Working collaboratively with parents and staff in New Haven, we gradually developed a nine-component process model (three mechanisms, three operations, three guiding principles). The mechanisms are: (1) a governance and management team representative of the parents, teachers, administrators and support staff; (2) a mental health or support staff team; and (3) a parents' program. The governance and management team carries out three critical operations: the development of (4) a Comprehensive School Plan with specific goals in the social climate and academic areas; (5) staff development activities based on building-level goals in these areas; and (6) periodic assessment, which allows the staff to modify the program to meet identified needs and opportunities.
The model also includes several important guiding principles and agreements. Participants of the governance team (7) cannot paralyze the leader. On the other hand, the leader cannot use the group as a "rubber stamp." While the principal usually provides leadership to the governance and management group, (8) decisions are made by consensus to avoid "winner-loser" feelings and behavior. (9) A "no-fault" problem-solving approach is used by all of the working groups within the school, and eventually these attitudes permeate the thinking of most individuals.
In 1990, SDP began developing partnerships with schools of education, state departments of education, and other institutions. These partners will eventually be able to support the efforts of local and neighboring school districts independent of the Yale Child Study Center. It is planned that these alliances will evolve into semi-autonomous regional centers in different parts of the country.
Additionally, the work has been extended through high schools and is beginning to address curriculum, instruction, assessment, and technology issues through involvement in a New American Schools Development Corporation-sponsored project entitled Authentic Teaching, Learning and Assessment (ATLAS) Communities. This cooperative effort will fuse the principles and practices involved in Ted Sizer's Coalition of Essential Schools at Brown University, Howard Gardner's Project Zero at Harvard University, and Janet Whitla's teacher preparation and technology utilization work at the Education Development Center in Newton, Massachusetts.
Technology is a great asset in linking schools, homes and communities for learning, engagement, and support. After parents and children receive training in the use of computer technology, they can communicate with schools and one another during and after regular school hours. This communication helps bridge the gap among schools, homes and communities. It strengthens the collective capacity of the entire network of services to respond more efficiently and effectively to meet the needs of children and their families.
The SDP model calls for all groups to work together, coordinating resources and programs to establish and achieve school objectives and goals. This work is driven by relationship and child development imperatives, focusing most on institutional arrangements that hinder adequate functioning of all members of the school community. The goal is to create a school climate that permits parents and staff to support the overall development of students in a way that makes academic achievement and desirable social behavior possible. Such an approach has a much greater potential for improving students' academic success, decreasing the likelihood of their being involved in problem behaviors, and increasing their chances for life success.
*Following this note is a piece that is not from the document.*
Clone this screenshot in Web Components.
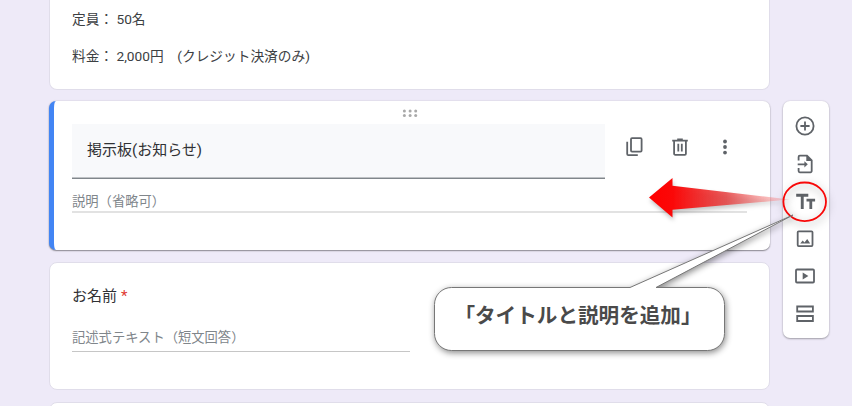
<!DOCTYPE html>
<html lang="ja">
<head>
<meta charset="utf-8">
<title>フォーム</title>
<style>
    body {
        margin: 0;
        width: 852px;
        height: 406px;
        overflow: hidden;
        background: #eeeaf8;
        color: #3c4043;
        font-family: Roboto, "Noto Sans CJK JP", sans-serif;
    }
</style>
</head>
<body>
<form-editor>
    <form-card class="info">
        <info-line>定員： 50名</info-line>
        <info-line>料金： 2,000円　(クレジット決済のみ)</info-line>
    </form-card>
    <form-card class="active" active>
        <title-editor description="説明（省略可）">掲示板(お知らせ)</title-editor>
    </form-card>
    <form-card class="question">
        <short-question answer="記述式テキスト（短文回答）" required>お名前</short-question>
    </form-card>
    <form-card class="next"></form-card>
    <tool-bar slot="tools"></tool-bar>
    <callout-note slot="overlay">「タイトルと説明を追加」</callout-note>
</form-editor>

<script>
const ICONS = {
    add: '<circle cx="12" cy="12" r="8.6"/><path d="M12 7.4v9.2M7.4 12h9.2"/>',
    import: '<path d="M5.6 8.6V4.9a1.2 1.2 0 0 1 1.2-1.2H14l4.7 4.7v10.7a1.2 1.2 0 0 1-1.2 1.2H6.8a1.2 1.2 0 0 1-1.2-1.2v-3.2M4.7 12.3h7.8"/><path class="fill" d="M13.3 3.2v5.7H19zM11.4 9.2l3.4 3.1-3.4 3.1z"/>',
    title: '<path class="fill" d="M3.2 4.8h12.1v2.9h-4.6v12.2H7.8V7.7H3.2zM13.5 9.7h8.6v2.7h-2.9v7.5h-2.8v-7.5h-2.9z"/>',
    image: '<rect x="4.7" y="4.3" width="14.8" height="14.8" rx="1"/><path class="fill" d="M7.2 16.6l2.5-3.2 1.8 2 2.7-3.5 3 4.7z"/>',
    video: '<rect x="3" y="5.5" width="18" height="13" rx="1"/><path class="fill" d="M9.7 8.6v6.8l5.7-3.4z"/>',
    section: '<path d="M4.2 4.5h15.7v5H4.2zM4.2 14h15.7v5H4.2z"/>',
    copy: '<rect x="8" y="3.2" width="10.6" height="13.4" rx="1"/><path d="M4.2 6.7v12.4a1.1 1.1 0 0 0 1.1 1.1h9.5"/>',
    trash: '<path d="M6.1 6.2v12.5a1.1 1.1 0 0 0 1.1 1.1h9.6a1.1 1.1 0 0 0 1.1-1.1V6.2M4.2 5.6h15.6M9.2 4.5h5.6M10.3 8.7v7.9M13.8 8.7v7.9"/>',
    more: '<g class="fill"><circle cx="12" cy="6.5" r="1.9"/><circle cx="12" cy="12" r="1.9"/><circle cx="12" cy="17.6" r="1.9"/></g>'
};

class FormIcon extends HTMLElement {
    constructor() {
        super();
        this.attachShadow({ mode: 'open' });
    }

    connectedCallback() {
        this.shadowRoot.innerHTML = `
            <style>
                :host { display: block; width: 24px; height: 24px; color: #5f6368; }
                svg { display: block; fill: none; stroke: currentColor; stroke-width: 1.8; }
                .fill { fill: currentColor; stroke: none; }
            </style>
            <svg width="24" height="24" viewBox="0 0 24 24">${ICONS[this.getAttribute('name')]}</svg>
        `;
    }
}
customElements.define('form-icon', FormIcon);


class FormEditor extends HTMLElement {
    constructor() {
        super();
        this.attachShadow({ mode: 'open' });
        this.shadowRoot.innerHTML = `
            <style>
                :host {
                    display: flex;
                    align-items: flex-start;
                    gap: 13px;
                    position: relative;
                    height: 406px;
                    padding-left: 49px;
                    overflow: hidden;
                    box-sizing: border-box;
                }
                .cards {
                    display: flex;
                    flex-direction: column;
                    gap: 12px;
                    width: 721px;
                }
                .tools { padding-top: 101px; }
                ::slotted(form-card) { box-sizing: border-box; flex: none; }
                ::slotted(.info) { height: 90px; padding: 9px 22px 0; border-top: 0; border-radius: 0 0 8px 8px; }
                ::slotted(.active) { height: 149px; margin-top: -1px; }
                ::slotted(.question) { height: 128px; padding: 22px 22px 0; }
                ::slotted(.next) { height: 60px; }
            </style>
            <div class="cards"><slot></slot></div>
            <div class="tools"><slot name="tools"></slot></div>
            <slot name="overlay"></slot>
        `;
    }
}
customElements.define('form-editor', FormEditor);


class FormCard extends HTMLElement {
    constructor() {
        super();
        this.attachShadow({ mode: 'open' });
        this.shadowRoot.innerHTML = `
            <style>
                :host {
                    display: block;
                    background: #fff;
                    border: 1px solid #e0ddea;
                    border-radius: 8px;
                }
                :host([active]) {
                    border: 0;
                    border-left: 5px solid #4285f4;
                    padding: 8px 23px 0 18px;
                    border-radius: 7px;
                    box-shadow: 0 1px 1.5px rgba(0, 0, 0, .4), 0 0 2px rgba(0, 0, 0, .14);
                }
            </style>
            <slot></slot>
        `;
    }
}
customElements.define('form-card', FormCard);


class InfoLine extends HTMLElement {
    constructor() {
        super();
        this.attachShadow({ mode: 'open' });
        this.shadowRoot.innerHTML = `
            <style>
                :host {
                    display: block;
                    height: 20px;
                    margin-bottom: 17px;
                    font-size: 13.7px;
                    line-height: 20px;
                    white-space: nowrap;
                }
            </style>
            <slot></slot>
        `;
    }
}
customElements.define('info-line', InfoLine);


class TitleEditor extends HTMLElement {
    constructor() {
        super();
        this.attachShadow({ mode: 'open' });
        this.shadowRoot.innerHTML = `
            <style>
                :host { display: block; }
                .grip { display: block; margin: 0 auto; fill: #a9a9a9; }
                .row { display: flex; margin-top: 6px; }
                .field {
                    box-sizing: border-box;
                    width: 533px;
                    height: 55px;
                    padding-left: 15px;
                    background: #f8f9fb;
                    border-bottom: 1px solid #80868b;
                    box-shadow: inset 0 -1px #bfc2c5;
                    color: #303134;
                    font-size: 15px;
                    line-height: 53px;
                }
                .actions { display: flex; gap: 21px; padding: 11px 0 0 17.5px; }
                .description {
                    height: 32px;
                    border-bottom: 2px solid #e2e2e2;
                    color: #80868b;
                    font-size: 13.3px;
                    line-height: 45px;
                }
            </style>
            <svg class="grip" width="16" height="9" viewBox="0 0 16 9">
                <circle cx="2.4" cy="2" r="1.5"/><circle cx="8.1" cy="2" r="1.5"/><circle cx="13.7" cy="2" r="1.5"/>
                <circle cx="2.4" cy="6.5" r="1.5"/><circle cx="8.1" cy="6.5" r="1.5"/><circle cx="13.7" cy="6.5" r="1.5"/>
            </svg>
            <div class="row">
                <div class="field"><slot></slot></div>
                <div class="actions">
                    <form-icon name="copy"></form-icon>
                    <form-icon name="trash"></form-icon>
                    <form-icon name="more"></form-icon>
                </div>
            </div>
            <div class="description"></div>
        `;
    }

    connectedCallback() {
        this.shadowRoot.querySelector('.description').textContent = this.getAttribute('description') || '';
    }
}
customElements.define('title-editor', TitleEditor);


class ShortQuestion extends HTMLElement {
    constructor() {
        super();
        this.attachShadow({ mode: 'open' });
        this.shadowRoot.innerHTML = `
            <style>
                :host { display: block; }
                .label { color: #303134; font-size: 15px; line-height: 22px; }
                .star { display: none; color: #e03a32; margin-left: 4px; }
                :host([required]) .star { display: inline; }
                .answer {
                    width: 338px;
                    height: 44px;
                    border-bottom: 1px solid #c6c6c6;
                    color: #80868b;
                    font-size: 13.3px;
                    line-height: 61px;
                }
            </style>
            <div class="label"><slot></slot><span class="star">*</span></div>
            <div class="answer"></div>
        `;
    }

    connectedCallback() {
        this.shadowRoot.querySelector('.answer').textContent = this.getAttribute('answer') || '';
    }
}
customElements.define('short-question', ShortQuestion);


class ToolBar extends HTMLElement {
    constructor() {
        super();
        this.attachShadow({ mode: 'open' });
        this.shadowRoot.innerHTML = `
            <style>
                :host {
                    display: flex;
                    flex-direction: column;
                    align-items: center;
                    gap: 13.5px;
                    box-sizing: border-box;
                    width: 46px;
                    height: 237px;
                    padding: 13px 1.6px 0 0;
                    background: #fff;
                    border-radius: 7px;
                    box-shadow: 0 1px 2px rgba(0, 0, 0, .3), 0 0 2px rgba(0, 0, 0, .12);
                }
            </style>
            ${['add', 'import', 'title', 'image', 'video', 'section'].map(name => `<form-icon name="${name}"></form-icon>`).join('')}
        `;
    }
}
customElements.define('tool-bar', ToolBar);


// Arrow, ring and speech bubble drawn over the form
class CalloutNote extends HTMLElement {
    constructor() {
        super();
        this.attachShadow({ mode: 'open' });
        this.shadowRoot.innerHTML = `
            <style>
                :host { position: absolute; inset: 0; }
                svg { position: absolute; inset: 0; }
                .arrow { filter: drop-shadow(1px 3px 2px rgba(0, 0, 0, .25)); }
                .ring { filter: drop-shadow(1px 3px 4px rgba(0, 0, 0, .35)); }
                .bubble { filter: drop-shadow(1px 2px 3px rgba(0, 0, 0, .45)); }
                .text {
                    position: absolute;
                    left: 433px;
                    top: 288px;
                    width: 290px;
                    height: 55px;
                    color: #4a4a4a;
                    font-size: 20.6px;
                    font-weight: 700;
                    line-height: 57px;
                    text-align: center;
                    white-space: nowrap;
                }
            </style>
            <svg width="852" height="406" viewBox="0 0 852 406">
                <defs>
                    <linearGradient id="fade" x1="649" x2="790" y1="0" y2="0" gradientUnits="userSpaceOnUse">
                        <stop offset="0" stop-color="#f00"/>
                        <stop offset=".17" stop-color="#fb0808"/>
                        <stop offset=".55" stop-color="#e64040" stop-opacity=".85"/>
                        <stop offset="1" stop-color="#ff8a8a" stop-opacity=".25"/>
                    </linearGradient>
                </defs>
                <path class="arrow" fill="url(#fade)" d="M649 197.5L672.5 178v7.7L790 199.6 672.5 209.8v7.7z"/>
                <ellipse class="ring" cx="804.7" cy="201.8" rx="21.3" ry="19.3" fill="none" stroke="#f80808" stroke-width="1.8"/>
                <path class="bubble" fill="#fff" stroke="#777" d="M451.5 287.5H630L793 215 656 287.5H707.5a17 17 0 0 1 17 17v29a17 17 0 0 1-17 17h-256a17 17 0 0 1-17-17v-29a17 17 0 0 1 17-17z"/>
            </svg>
            <div class="text"><slot></slot></div>
        `;
    }
}
customElements.define('callout-note', CalloutNote);
</script>
</body>
</html>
In an analysis of achievement data in the Benton Harbor, Michigan, area schools, SDP schools demonstrated gains that significantly exceeded those reported for the school district as a whole. An assessment of SDP effects conducted by the research office of the Prince George's County, MD, public schools revealed that average percentile gains on the California Achievement Test were significantly greater for SDP schools than for the entire district.
Measures of attendance, suspensions, classroom behavior, group participation, and attitude toward authority were used to assess students' school adjustment. Data analysis indicated that over a four-year period, schools experienced significantly greater declines in suspension days, absent days, and number of corporal punishments recorded when compared to the district as a whole.
In a recent study, SDP students in the fourth and sixth grades were compared with non-SDP students on six self-concept dimensions on the Piers Harris Self-Concept Scale. Analysis revealed notably higher scores by the SDP students on all six self-concept dimensions and on total self-concept. Other studies by Haynes, Comer, and Hamilton-Lee also indicated important positive changes in self concept when compared to non-SDP students.
In a quasi-experimental study involving 288 students, those in SDP schools reported significantly more positive assessments of their classroom climate than did students in non-SDP schools. Classroom climate was assessed using the Classroom Environment Scale. A total of 155 parents and 147 teachers also completed a school climate questionnaire designed by the researchers. Parents and teachers of students in SDP schools reported greatly improved assessments of their schools' climate when compared to parents and teachers of children in non-SDP schools.
In summary, the School Development Program is not just another new program to be carried out along with the other experiments and activities already underway in a school. It is a nine-element process model that takes substantial time, commitment, and energy to implement. It is a different way of conceptualizing and working in schools and completely replaces traditional organization and management. Most important, the School Development Program produces desirable outcomes only after a cooperative and collaborative spirit exists throughout a school.